Taking advantage of homeless children.” (from the Message)

Therefore, God will use the invading Assyrians – those whom Israel feared and had thus turned them to neighboring nations for protection instead of trusting in God – to punish his chosen people. Yet, God will not let evil triumph and thwart his good plan for Israel. Isaiah describes Assyria’s king in chapter 10:13 – 14 as saying:

“I have done this all by myself. I know more than anyone. I’ve wiped out the boundaries of whole countries. I’ve walked in and taken anything I wanted. I charged in like a bull and toppled their kings from their thrones. I reached out my hand and took all that they treasured as easily as a boy takes a bird’s egg from a nest. Like a farmer gathers eggs from the henhouse, I gathered the world in my basket, and no one so much as fluttered a wing or squawked or even chirped.”

But God will not let the Assyrian king have the last word. God will not reward Assyrian arrogance any more than he will reward Israel’s arrogance. God will right the ship brought about by his people’s lost identity. Once the greedy and arrogant leaders are gone, God will establish a leader who will respond to the Spirit of the Lord and will lead God’s people righteously. Chapter 11 describes what this leader will look like.

Why all this background? Oftentimes we need to clearly understand the larger context of scripture in order to grasp the power of the focal scripture. Why is the fear of the Lord, directed by God’s Spirit, so important? The answer is because without it, God’s people lose all their holiness – their set-apartness. To put it in New Testament terms, the people of God lose all their saltiness, their lights go out. They become no different than all the other corrupt nations who exploit the weak and the poor for the gain of the powerful. Nothing of this kind of society reflects the God who creates all people in his image.

So our passage answers the question, what must those who have the power, the wealth, the prestige and the opportunity do to please God and create a community in which God is honored?
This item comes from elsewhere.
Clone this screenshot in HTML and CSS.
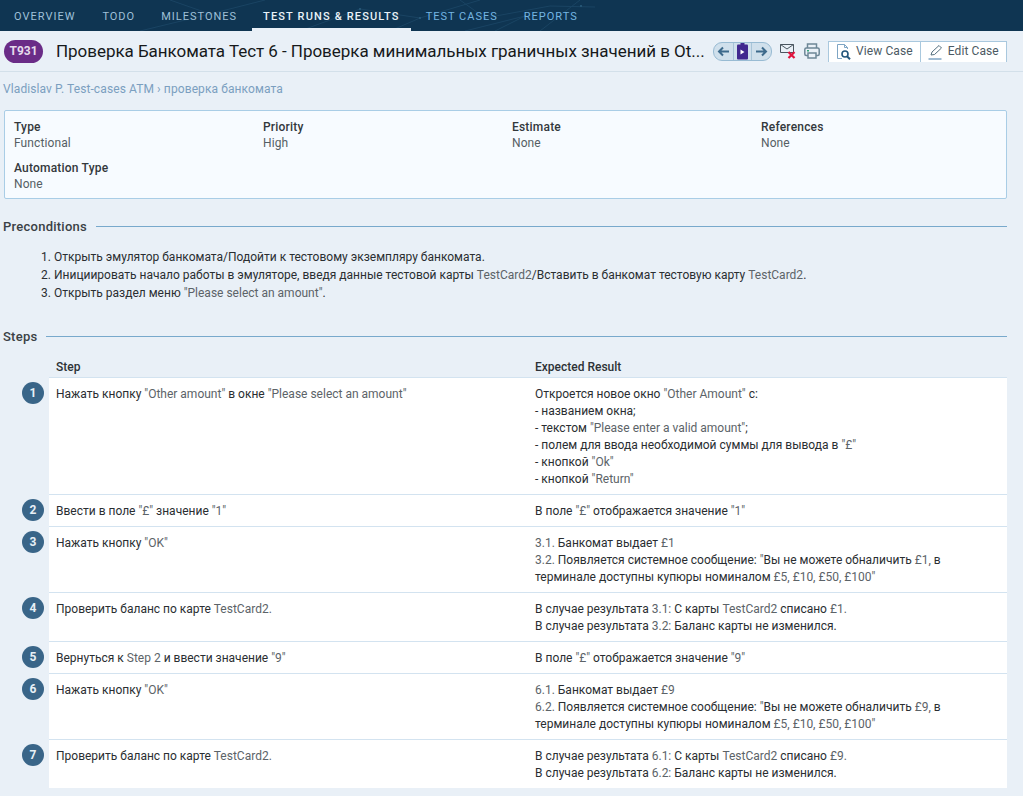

  • Is more required of some in such a community than others?
  • What more is required of the powerful?
  • How can those with opportunity not give in to the temptation to gain more – to amass more money and influence at the expense of others?

Isaiah answers that it can only be through the leadership of God’s Spirit that gives us wisdom and understanding, counsel and might, knowledge and the fear of the Lord. And the fear of the Lord is the balm to arrogance. The fear of the Lord leads to a humility that is grateful for every gift that comes from God. The fear of the Lord acknowledges that God is in control and that a leader is but a spokesperson for God’s will.

When a leader depends fully on the Spirit of God instead of him or herself, the following can happen:

  • The weak and the poor have enough
  • Deceit and envy will not be rewarded
  • People will keep their word and remain faithful – they can be trusted
  • Enemies will become friends – instead of living from a perspective of scarcity, those who used to prey on the weak will share all that God has graciously given all his people from a perspective of abundance.
  • God will be worshiped as the provider of all good things – it will not even cross anyone’s mind that this could be the doing of anyone else.

All of this hinges on and starts with an awareness that God’s Spirit is in each of us and will lead us to embrace our true identity as God’s people.

  • What keeps Christians from fully tapping into the Spirit’s power?
  • Often, we associate the mysterious with the work of the Holy Spirit – healings, speaking in tongues, prophecy, etc… What if yielding to the Spirit more often brought about acts of justice, mercy and humility? Do we dismiss the miracle of restorative relationships?